Written request :: Tally the lines of the data that include the word "this" and state the total, nothing else.

[start of Listed entries]

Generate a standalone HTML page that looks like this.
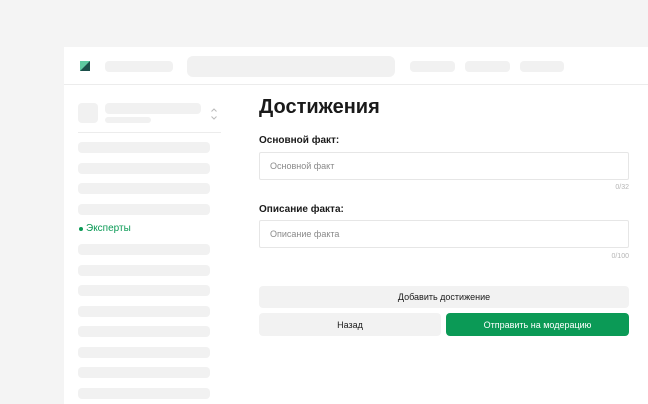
<!DOCTYPE html>
<html><head><meta charset="utf-8"><style>
*{margin:0;padding:0;box-sizing:border-box}
body{width:648px;height:404px;background:#f4f4f4;position:relative;overflow:hidden;font-family:"Liberation Sans",sans-serif}
.a{position:absolute}
.panel{left:64px;top:47px;width:584px;height:357px;background:#fff}
.g{background:#f1f1f1;border-radius:4px}
.t{color:#1a1a1a}
.inp{border:1px solid #e6e6e6;border-radius:2px;background:#fff;font-size:9px;color:#8a8a8a;padding-left:10px;display:flex;align-items:center}
.btn{border-radius:4px;font-size:9px;display:flex;align-items:center;justify-content:center}
</style></head><body>
<div class="a panel"></div>
<div class="a" style="left:64px;top:84px;width:584px;height:1px;background:#ececec"></div>
<svg class="a" style="left:80px;top:61px" width="10" height="10"><rect width="10" height="10" fill="#1c4f4a"/><polygon points="0,0 10,0 0,10" fill="#5ec9a0"/></svg>
<div class="a g" style="left:105px;top:61px;width:68px;height:11px"></div>
<div class="a g" style="left:187px;top:56px;width:208px;height:21px;border-radius:6px"></div>
<div class="a g" style="left:410px;top:61px;width:45px;height:11px"></div>
<div class="a g" style="left:465px;top:61px;width:45px;height:11px"></div>
<div class="a g" style="left:520px;top:61px;width:44px;height:11px"></div>
<div class="a g" style="left:78px;top:103px;width:20px;height:20px"></div>
<div class="a g" style="left:105px;top:103px;width:96px;height:11px"></div>
<div class="a g" style="left:105px;top:117px;width:46px;height:6px"></div>
<svg class="a" style="left:210px;top:107px" width="8" height="14" fill="none" stroke="#bbb" stroke-width="1"><path d="M1.5 4.5 4 2 6.5 4.5M1.5 9.5 4 12 6.5 9.5"/></svg>
<div class="a" style="left:78px;top:132px;width:143px;height:1px;background:#ececec"></div>
<div class="a g" style="left:78px;top:142px;width:132px;height:11px"></div>
<div class="a g" style="left:78px;top:163px;width:132px;height:11px"></div>
<div class="a g" style="left:78px;top:183px;width:132px;height:11px"></div>
<div class="a g" style="left:78px;top:204px;width:132px;height:11px"></div>
<div class="a" style="left:79px;top:227px;width:4px;height:4px;border-radius:50%;background:#0b9a56"></div>
<div class="a" style="left:86px;top:223px;font-size:10px;color:#0b9a56">Эксперты</div>
<div class="a g" style="left:78px;top:244px;width:132px;height:11px"></div>
<div class="a g" style="left:78px;top:265px;width:132px;height:11px"></div>
<div class="a g" style="left:78px;top:285px;width:132px;height:11px"></div>
<div class="a g" style="left:78px;top:306px;width:132px;height:11px"></div>
<div class="a g" style="left:78px;top:326px;width:132px;height:11px"></div>
<div class="a g" style="left:78px;top:347px;width:132px;height:11px"></div>
<div class="a g" style="left:78px;top:367px;width:132px;height:11px"></div>
<div class="a g" style="left:78px;top:388px;width:132px;height:11px"></div>
<div class="a t" style="left:259px;top:96px;font-size:20px;font-weight:bold">Достижения</div>
<div class="a t" style="left:259px;top:135px;font-size:10px;font-weight:bold">Основной факт:</div>
<div class="a inp" style="left:259px;top:152px;width:370px;height:28px">Основной факт</div>
<div class="a" style="right:19px;top:184px;font-size:7px;color:#b5b5b5">0/32</div>
<div class="a t" style="left:259px;top:204px;font-size:10px;font-weight:bold">Описание факта:</div>
<div class="a inp" style="left:259px;top:220px;width:370px;height:28px">Описание факта</div>
<div class="a" style="right:19px;top:253px;font-size:7px;color:#b5b5b5">0/100</div>
<div class="a btn t" style="left:259px;top:286px;width:370px;height:22px;background:#f2f2f2">Добавить достижение</div>
<div class="a btn t" style="left:259px;top:313px;width:182px;height:23px;background:#f2f2f2">Назад</div>
<div class="a btn" style="left:446px;top:313px;width:183px;height:23px;background:#0b9a56;color:#fff">Отправить на модерацию</div>
</body></html>
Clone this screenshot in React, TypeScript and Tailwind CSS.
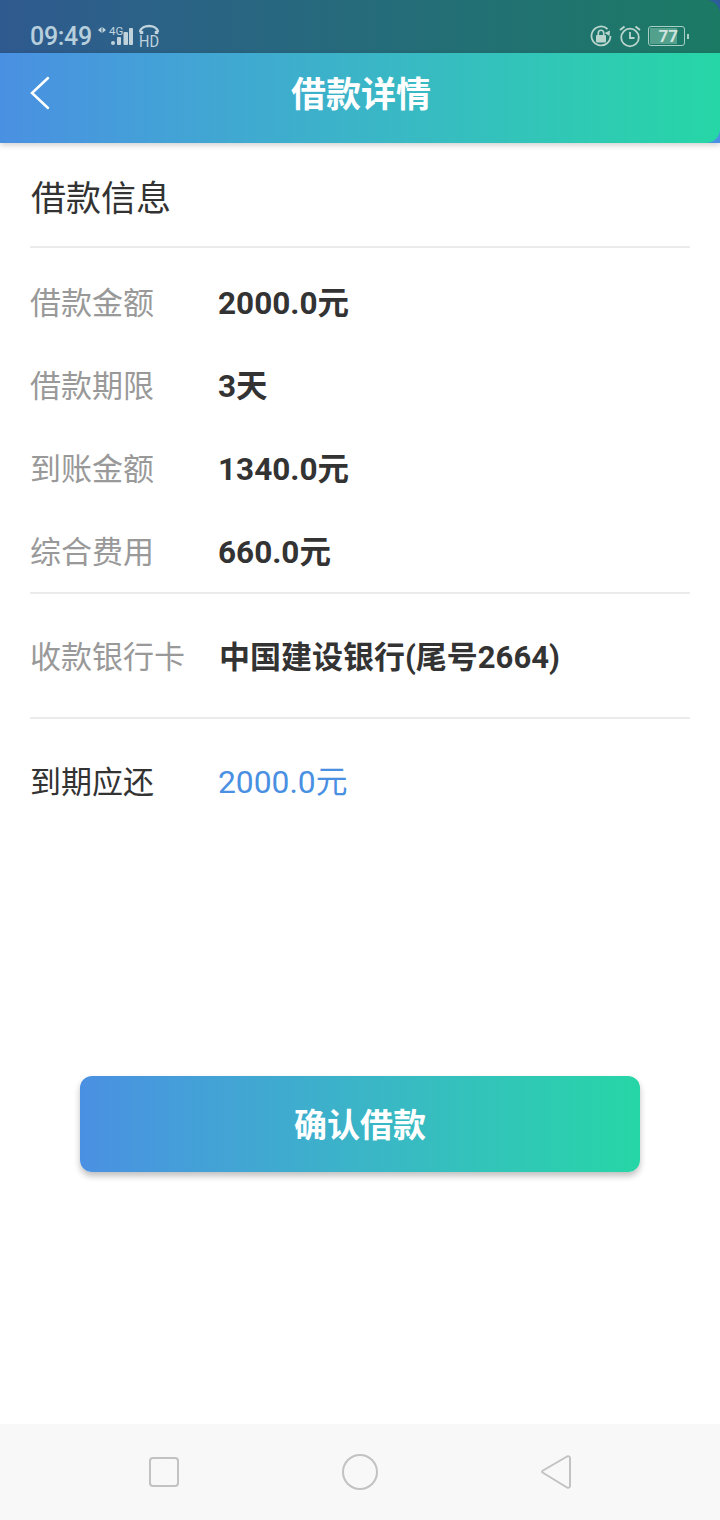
const fontStack = "font-['Roboto','Noto_Sans_CJK_SC',sans-serif]";

function StatusBar() {
	return (
		<div className="bg-[#2c5c99]">
			<div className="flex h-[53px] items-center justify-between rounded-tr-[14px] bg-linear-to-r from-[#2f5a8f] to-[#1b7a64] pt-[19px] pr-[31px] pl-[30px]">
				<div className="flex items-center gap-[4px]">
					<span className="pt-[2px] text-[25px] leading-[30px] font-medium tracking-[-0.3px] text-[#b7cfdc]">
						09:49
					</span>
					<svg width="64" height="30" viewBox="0 0 64 30" className="text-[#c0d3dd]">
						<path d="M5.500 6v6L2 9zM6.500 6v6L10 9z" fill="currentColor" />
						<text x="13" y="14" fontSize="11.500" fill="currentColor" fontFamily="Roboto, sans-serif">
							4G
						</text>
						<rect x="15" y="20" width="4" height="4" rx="2" fill="currentColor" />
						<rect x="21" y="16" width="4" height="8" rx="1" fill="currentColor" />
						<rect x="27.500" y="11" width="4.500" height="13" rx="1" fill="currentColor" />
						<rect x="33" y="7" width="4" height="17" rx="1" fill="currentColor" />
						<path d="M44 11c1-8 17-8 18 0" fill="none" stroke="currentColor" strokeWidth="2.500" />
						<path d="M45.500 10v3M60.500 10v3" stroke="currentColor" strokeWidth="3.500" />
						<text x="43" y="26" fontSize="16" textLength="20" lengthAdjust="spacingAndGlyphs" fill="currentColor" fontFamily="Roboto, sans-serif">
							HD
						</text>
					</svg>
				</div>
				<div className="flex items-center gap-[7px]">
					<svg width="22" height="22" viewBox="0 0 22 22" className="text-[#b9d5cd]">
						<path d="M20.500 11a9.500 9.500 0 1 1-3-7" fill="none" stroke="currentColor" strokeWidth="1.800" />
						<path d="M20 5.500l-.5 5.500-5-3z" fill="currentColor" />
						<rect x="6" y="10" width="10" height="7.500" rx="1" fill="currentColor" />
						<path d="M8.300 10V8a2.700 2.700 0 0 1 5.400 0v2" fill="none" stroke="currentColor" strokeWidth="1.600" />
					</svg>
					<svg width="22" height="24" viewBox="0 0 22 24" className="text-[#b9d5cd]">
						<circle cx="11" cy="13.500" r="8.800" fill="none" stroke="currentColor" strokeWidth="1.800" />
						<path d="M11 8v6h4.500" fill="none" stroke="currentColor" strokeWidth="1.800" />
						<path d="M1 6l4.500-3.500M21 6l-4.500-3.500" stroke="currentColor" strokeWidth="2" />
					</svg>
					<div className="flex items-center gap-[2px]">
						<div className="flex h-[20px] w-[37px] items-center rounded-[3px] border border-[#a9cfc4] p-[1px]">
							<div className="flex h-full w-[27px] items-center justify-end bg-[#53a08c] text-[17px] leading-none font-bold text-[#cfe4de]">
								<span className="-mr-[1px]">77</span>
							</div>
						</div>
						<div className="h-[5px] w-[2px] bg-[#a9cfc4]" />
					</div>
				</div>
			</div>
		</div>
	);
}

function Header() {
	return (
		<div className="bg-[#4a90e2] shadow-[0_2px_6px_rgba(0,0,0,0.2)]">
			<div className="relative flex h-[90px] items-center justify-center rounded-br-[14px] bg-linear-to-r from-[#4a90e2] to-[#26d6a6] pb-[6px]">
				<svg
					width="20"
					height="34"
					viewBox="0 0 20 34"
					className="absolute top-[23px] left-[30px] text-white"
				>
					<path d="M18 2L2 17l16 15" fill="none" stroke="currentColor" strokeWidth="2.500" strokeLinecap="round" />
				</svg>
				<h1 className="pl-[2px] text-[35px] leading-none font-bold text-white">借款详情</h1>
			</div>
		</div>
	);
}

function Row({ label, value }: { label: string; value: string }) {
	return (
		<div className="flex h-[83px] items-center pt-[5px]">
			<span className="w-[188px] text-[31px] text-[#999999]">{label}</span>
			<span className="text-[31.500px] font-bold text-[#333333]">{value}</span>
		</div>
	);
}

function NavBar() {
	return (
		<div className="flex h-[96px] items-center justify-between bg-[#f8f8f8] pr-[148px] pl-[149px]">
			<div className="h-[30px] w-[30px] rounded-[4px] border-2 border-[#c2c2c2]" />
			<div className="h-[36px] w-[36px] rounded-full border-2 border-[#c2c2c2]" />
			<svg width="32" height="36" viewBox="0 0 32 36" className="text-[#c2c2c2]">
				<path
					d="M2.500 18.500q-1-1 .5-2L27 2.500q3-1 3 2v27q0 3-3 2z"
					fill="none"
					stroke="currentColor"
					strokeWidth="2"
					strokeLinejoin="round"
				/>
			</svg>
		</div>
	);
}

export default function App() {
	return (
		<div className={`flex h-[1520px] w-[720px] flex-col overflow-hidden bg-white ${fontStack}`}>
			<StatusBar />
			<Header />
			<main className="flex flex-1 flex-col px-[30px]">
				<div className="flex h-[105px] items-center border-b-2 border-[#ebebeb] pt-[12px] pl-[1px]">
					<h2 className="text-[35px] text-[#333333]">借款信息</h2>
				</div>
				<div className="border-b-2 border-[#ebebeb] pt-[12px]">
					<Row label="借款金额" value="2000.0元" />
					<Row label="借款期限" value="3天" />
					<Row label="到账金额" value="1340.0元" />
					<Row label="综合费用" value="660.0元" />
				</div>
				<div className="flex h-[125px] items-center border-b-2 border-[#ebebeb] pt-[6px]">
					<span className="w-[188px] text-[31px] text-[#999999]">收款银行卡</span>
					<span className="pl-[1px] text-[31px] font-bold text-[#333333]">中国建设银行(尾号2664)</span>
				</div>
				<div className="flex h-[128px] items-center">
					<span className="w-[188px] text-[31px] text-[#333333]">到期应还</span>
					<span className="text-[31.800px] text-[#4a90e2]">2000.0元</span>
				</div>
				<div className="mt-[229px] flex justify-center">
					<button
						type="button"
						className="h-[96px] w-[560px] rounded-[12px] bg-linear-to-r from-[#4a90e2] to-[#26d6a6] pt-[4px] text-[33px] font-bold text-white shadow-[0_4px_6px_rgba(0,0,0,0.25)]"
					>
						确认借款
					</button>
				</div>
			</main>
			<NavBar />
		</div>
	);
}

[end of Listed entries]

Exercise response :: 2